Ming Lei <ming.lei@xxxxxxxxxx> · Tue, 5 Nov 2019 08:23:34 +0800

On Mon, Nov 04, 2019 at 03:00:47PM +0530, Kashyap Desai wrote:
> > On Fri, Oct 25, 2019 at 03:34:16PM +0530, Kashyap Desai wrote:
> > > > >
> > > > > >
> > > > > > > Can we get supporting API from block layer (through SML)  ?
> > > > > > > something similar to "atomic_read(&hctx->nr_active)" which can
> > > > > > > be derived from
> > > > > > > sdev->request_queue->hctx ?
> > > > > > > At least for those driver which is nr_hw_queue = 1, it will be
> > > > > > > useful and we can avoid sdev->device_busy dependency.
> > > > > >
> > > > > > If you mean to add new atomic counter, we just move the
> > > > > > .device_busy
> > > > > into
> > > > > > blk-mq, that can become new bottleneck.
> > > > >
> > > > > How about below ? We define and use below API instead of
> > > > > "atomic_read(&scp->device->device_busy) >" and it is giving
> > > > > expected value. I have not captured performance impact on max IOPs
> > profile.
> > > > >
> > > > > Inline unsigned long sdev_nr_inflight_request(struct request_queue
> > > > > *q) {
> > > > >         struct blk_mq_hw_ctx *hctx;
> > > > >         unsigned long nr_requests = 0;
> > > > >         int i;
> > > > >
> > > > >         queue_for_each_hw_ctx(q, hctx, i)
> > > > >                 nr_requests += atomic_read(&hctx->nr_active);
> > > > >
> > > > >         return nr_requests;
> > > > > }
> > > >
> > > > There is still difference between above and .device_busy in case of
> > > none,
> > > > because .nr_active is accounted actually when allocating the request
> > > instead
> > > > of getting driver tag(or before calling .queue_rq).
> > >
> > >
> > > This will be fine as long as we get outstanding from allocation time
> > > itself.
> >
> > Fine, but keep that in mind.
> >
> > > >
> > > > Also the above only works in case that there are more than one
> > > > active
> > > LUNs.
> > >
> > > I am not able to understand this part. We have tested on setup which
> > > has only one active LUN and it works. Can you help me to understand
> > > this part ?
> >
> > Please see blk_mq_rq_ctx_init():
> >
> >    if (data->hctx->flags & BLK_MQ_F_TAG_SHARED) {
> >                         rq_flags = RQF_MQ_INFLIGHT;
> .
> >    }
> >
> > blk_mq_init_allocated_queue
> > 	blk_mq_add_queue_tag_set
> > 		blk_mq_update_tag_set_depth(ture)
> > 			queue_set_hctx_shared(q, shared)
> >
> 
> Ming, Thanks for the pointers. Now I am able to follow you.  Only single
> active LUN does not really require shared tag, so block layer starts using
> BLK_MQ_F_TAG_SHARED only after more than one active LUN.
> This limitation should be fine for megaraid_sas and mpt3sas driver. BTW,
> how about using  BLK_MQ_F_TAG_SHARED flags for one active lun case ?

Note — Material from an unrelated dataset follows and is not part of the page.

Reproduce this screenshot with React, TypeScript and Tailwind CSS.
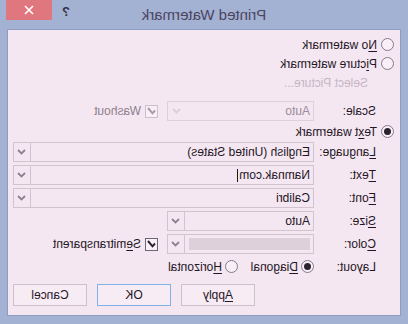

I guess it won't be accepted, given .nr_active is used for fair driver
tag allocation among all LUNs, and the counting does has cost.

> It will help us to remove single lun limitation, so that any other driver
> module can take benefit of the same API.
> 
> I think we have to provide API  " sdev_nr_inflight_request" from block
> layer OR scsi mid layer.
> For this RFC, we need additional API discussed in this thread so that
> megaraid_sas and mpt3sas driver does not break key functionality which has
> dependency on sdev-> device_busy.

I will take a close look at this usage, and see if there is better way.

Thanks,
Ming